* **Data block**:
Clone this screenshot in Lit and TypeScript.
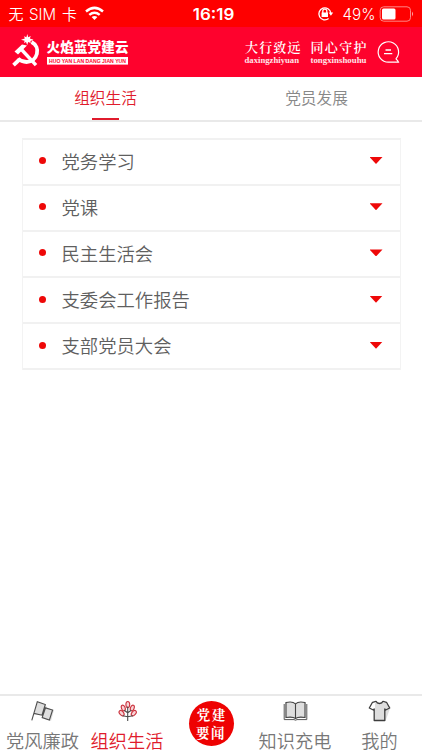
import { LitElement, html, css, svg } from "lit";
import { customElement, property } from "lit/decorators.js";

const flag = svg`<path d="M7.5 2.5 L15.8 4.8 L17 8 L24 10 L21 21 L13 18 L12 15 L4 13.8Z" fill="#dedede"/>
  <path d="M1.8 20.3 L7.3 1.8 L15.3 4.5 L12 15.2 L3.7 13.4 M14.5 7.6 L15.5 7.9 L22.6 10 L19.4 20 L12.2 17.6 L15.5 7.9" fill="none" stroke="#4d4d4d" stroke-width="1.1"/>`;

const plant = svg`<g fill="#f8d5d8" stroke="#cc3540" stroke-width="1.1">
  <ellipse cx="12.8" cy="4.6" rx="1.9" ry="3.1"/>
  <ellipse cx="8.3" cy="8" rx="1.8" ry="3" transform="rotate(-22 8.3 8)"/>
  <ellipse cx="17.3" cy="8" rx="1.8" ry="3" transform="rotate(22 17.3 8)"/>
  <ellipse cx="6.6" cy="13.2" rx="1.9" ry="3.1" transform="rotate(-42 6.6 13.2)"/>
  <ellipse cx="18.8" cy="13.2" rx="1.9" ry="3.1" transform="rotate(42 18.8 13.2)"/></g>
  <path d="M12.7 6.5V21 M9.2 10.2 L12.7 12.8 L16.3 10.2 M7.5 15.8 L12.7 16.8 L18 15.8" stroke="#4d4d4d" stroke-width="1.1" fill="none"/>`;

const book = svg`<path d="M2 2.5H23V18H2Z" fill="#dedede"/>
  <path d="M12.5 4 C10.5 1.8 6 1.8 3 2.5 V17.5 C7 16.8 10.5 17 12.5 18.5 C14.5 17 18 16.8 22 17.5 V2.5 C19 1.8 14.5 1.8 12.5 4Z V18.5" fill="none" stroke="#444" stroke-width="1.1"/>
  <path d="M1.2 4V19.6H11L12.5 20.2L14 19.6H23.8V4" fill="none" stroke="#555" stroke-width="1"/>`;

const shirt = svg`<path d="M8 3 H19 L23.5 7 L18.5 21 H8Z" fill="#dedede"/>
  <path d="M9 1.3 C10.2 4.2 14.8 4.2 16 1.3 L19.5 2.3 L22.7 8 L18.7 10 L17.8 9 V20.5 H7.2 V9 L6.3 10 L2.3 8 L5.5 2.3Z" fill="none" stroke="#3d3d3d" stroke-width="1.3" stroke-linejoin="round"/>`;

@customElement("status-bar")
class StatusBar extends LitElement {
  static styles = css`
    :host { display: block; height: 27px; background: #fe0000; }
    svg { display: block; }
    text { fill: #fff; font-family: Inter, "Noto Sans CJK SC", sans-serif; font-size: 16px; }
    .zh { font-family: "Noto Sans CJK SC", sans-serif; font-size: 15px; font-weight: 350; }
    .time { font-weight: 600; font-size: 16px; }
  `;
  render() {
    return html`<svg width="422" height="27" viewBox="0 0 422 27">
      <text class="zh" x="8.5" y="19.5">无</text>
      <text x="29" y="19.8" textLength="27" lengthAdjust="spacingAndGlyphs">SIM</text>
      <text class="zh" x="62" y="19.5">卡</text>
      <g fill="none" stroke="#fff" stroke-width="2.5">
        <path d="M86 11.5 Q94.5 4.3 103 11.5"/><path d="M89.3 14.9 Q94.5 10.7 99.7 14.9"/>
      </g>
      <path d="M91.6 17.1 Q94.5 14.9 97.4 17.1 L94.5 20Z" fill="#fff"/>
      <text class="time" x="192.8" y="19.8" textLength="41.5" lengthAdjust="spacingAndGlyphs">16:19</text>
      <g fill="none" stroke="#fff" stroke-width="1.3">
        <path d="M328.6 18.6 A6 6 0 1 1 330.8 13"/>
        <path d="M322.8 13 V11.2 A2 2 0 0 1 326.8 11.2 V13"/>
      </g>
      <path d="M321.6 12.5H328V17H321.6Z M328.6 12.5H333.2L330.9 15.8Z" fill="#fff"/>
      <text x="342.5" y="19.6" textLength="33" lengthAdjust="spacingAndGlyphs">49%</text>
      <rect x="380.2" y="6.8" width="30.3" height="14.4" rx="3.5" fill="none" stroke="#ff8585" stroke-width="1"/>
      <rect x="382" y="8.6" width="13.5" height="10.8" rx="1.5" fill="#fff"/>
      <path d="M412 11.6 Q414.2 14 412 16.4Z" fill="#ff9c9c"/>
    </svg>`;
  }
}

@customElement("brand-bar")
class BrandBar extends LitElement {
  static styles = css`
    :host { display: block; height: 50px; background: #fe022d; }
    svg { display: block; }
    .name { font: 900 13.5px "Noto Sans CJK SC", sans-serif; fill: #fff; }
    .latin { font: 700 5.6px "Liberation Sans", sans-serif; fill: #fe022d; }
    .motto { font: 600 13px "Noto Serif CJK SC", "Noto Sans CJK SC", serif; fill: #fff; }
    .pinyin { font: 700 8px "Liberation Serif", serif; fill: #ffe3e8; }
  `;
  render() {
    return html`<svg width="422" height="50" viewBox="0 27 422 50">
      <g fill="none" stroke="#fff">
        <path d="M31.5 42 C41.5 47 37.5 62 26.5 62 C22.5 62 20 60.5 18 58.5" stroke-width="3.8"/>
        <path d="M19.5 59.5 L13.5 65.2" stroke-width="3.8"/>
        <path d="M20.5 48.5 L36 65.2" stroke-width="3.4"/>
      </g>
      <path d="M14.5 51.5 L22 44.5 L27 45.5 L18 54.5Z" fill="#fff"/>
      <path d="M27.3 34 L28.2 37.3 L30.8 36 L29.8 38.6 L33.5 39.8 L30.5 41 L30.6 43 L28.2 42 L27.2 45 L26 42 L24 43 L24.6 40.8 L21 39.8 L24.8 38.6 L24 36.2 L26.4 37.3Z" fill="#fff"/>
      <text class="name" x="46.5" y="52" textLength="82">火焰蓝党建云</text>
      <rect x="47" y="57" width="81" height="7.6" fill="#fff"/>
      <text class="latin" x="49" y="62.9" textLength="77" lengthAdjust="spacingAndGlyphs">HUO YAN LAN DANG JIAN YUN</text>
      <text class="motto" x="245" y="52.2" textLength="55.5">大行致远</text>
      <text class="motto" x="310.5" y="52.2" textLength="56">同心守护</text>
      <text class="pinyin" x="244.5" y="62.8" textLength="54.5" lengthAdjust="spacingAndGlyphs">daxingzhiyuan</text>
      <text class="pinyin" x="310.5" y="62.8" textLength="56" lengthAdjust="spacingAndGlyphs">tongxinshouhu</text>
      <path d="M395.8 59 A10.2 10.2 0 1 0 388.5 62.2 H398.5 Q397.8 60.2 395.8 59" fill="none" stroke="#fff" stroke-width="1.2"/>
      <path d="M385.5 50H391 M384 53.6H392.3" stroke="#fff" stroke-width="1.3"/>
    </svg>`;
  }
}

@customElement("section-row")
class SectionRow extends LitElement {
  @property() label = "";
  static styles = css`
    :host { display: flex; align-items: center; box-sizing: border-box; height: 46.2px; padding: 0 17px 2px 16px; border-bottom: 2px solid #f1f1f1; }
    .dot { width: 7px; height: 7px; border-radius: 50%; background: #ee0808; margin-right: 16px; }
    .label { flex: 1; font-size: 18.35px; line-height: 26px; color: #5f5f5f; }
    .arrow { width: 13px; height: 7px; background: #ee0808; clip-path: polygon(0 0, 100% 0, 50% 100%); }
  `;
  render() {
    return html`<span class="dot"></span><span class="label">${this.label}</span><span class="arrow"></span>`;
  }
}

@customElement("app-root")
class AppRoot extends LitElement {
  static styles = css`
    :host { display: flex; flex-direction: column; height: 750px; width: 422px; overflow: hidden; background: #fff; font-family: "Noto Sans CJK SC", sans-serif; font-weight: 350; }
    .tabs { display: flex; box-sizing: border-box; height: 45px; border-bottom: 2px solid #e9e9e9; }
    .tab { flex: 1; display: flex; flex-direction: column; align-items: center; justify-content: space-between; font-size: 15.7px; line-height: 41px; color: #888; }
    .tab.on { color: #e01b2c; }
    .tab.on::after { content: ""; width: 27px; height: 2.4px; background: #e01b2c; }
    .list { flex: 1; }
    .rows { display: flex; flex-direction: column; margin: 15.5px 21.5px 0; border: 1.5px solid #f3f3f3; border-top: 2px solid #f1f1f1; border-bottom: 0; }
    .nav { display: grid; grid-template-columns: 85px 84px 84px 84px 85px; box-sizing: border-box; height: 56px; border-top: 2px solid #e9e9e9; }
    .item { display: flex; flex-direction: column; align-items: center; color: #777; font-size: 18.2px; line-height: 20px; padding-top: 4px; white-space: nowrap; }
    .item.on { color: #e01b2c; }
    .item svg { width: 25px; height: 22px; flex: none; margin-bottom: 8px; }
    .badge { align-self: start; justify-self: center; margin-top: 5px; width: 45px; height: 45px; border-radius: 50%; background: #ee0202; color: #fff; font: 700 13.5px/17.5px "Noto Serif CJK SC", "Noto Sans CJK SC", serif; letter-spacing: 1.5px; text-align: center; text-indent: 1.5px; padding-top: 5px; box-sizing: border-box; }
  `;
  render() {
    const rows = ["党务学习", "党课", "民主生活会", "支委会工作报告", "支部党员大会"];
    const item = (label: string, icon: unknown, on = false) => html`<div class="item ${on ? "on" : ""}">
      <svg viewBox="0 0 25 22">${icon}</svg><span>${label}</span></div>`;
    return html`
      <status-bar></status-bar>
      <brand-bar></brand-bar>
      <div class="tabs"><div class="tab on">组织生活</div><div class="tab">党员发展</div></div>
      <div class="list"><div class="rows">${rows.map((r) => html`<section-row .label=${r}></section-row>`)}</div></div>
      <div class="nav">
        ${item("党风廉政", flag)}
        ${item("组织生活", plant, true)}
        <div class="badge">党建<br>要闻</div>
        ${item("知识充电", book)}
        ${item("我的", shirt)}
      </div>`;
  }
}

* **Description of the task**: Transcribe the opening line of the listing above, please, and every line after it through the line with "6.5V21 M9.2 10.2", word for word, without pictures.

* **Correct result**:
Clone this screenshot in Lit and TypeScript.
import { LitElement, html, css, svg } from "lit";
import { customElement, property } from "lit/decorators.js";

const flag = svg`<path d="M7.5 2.5 L15.8 4.8 L17 8 L24 10 L21 21 L13 18 L12 15 L4 13.8Z" fill="#dedede"/>
  <path d="M1.8 20.3 L7.3 1.8 L15.3 4.5 L12 15.2 L3.7 13.4 M14.5 7.6 L15.5 7.9 L22.6 10 L19.4 20 L12.2 17.6 L15.5 7.9" fill="none" stroke="#4d4d4d" stroke-width="1.1"/>`;

const plant = svg`<g fill="#f8d5d8" stroke="#cc3540" stroke-width="1.1">
  <ellipse cx="12.8" cy="4.6" rx="1.9" ry="3.1"/>
  <ellipse cx="8.3" cy="8" rx="1.8" ry="3" transform="rotate(-22 8.3 8)"/>
  <ellipse cx="17.3" cy="8" rx="1.8" ry="3" transform="rotate(22 17.3 8)"/>
  <ellipse cx="6.6" cy="13.2" rx="1.9" ry="3.1" transform="rotate(-42 6.6 13.2)"/>
  <ellipse cx="18.8" cy="13.2" rx="1.9" ry="3.1" transform="rotate(42 18.8 13.2)"/></g>
  <path d="M12.7 6.5V21 M9.2 10.2 L12.7 12.8 L16.3 10.2 M7.5 15.8 L12.7 16.8 L18 15.8" stroke="#4d4d4d" stroke-width="1.1" fill="none"/>`;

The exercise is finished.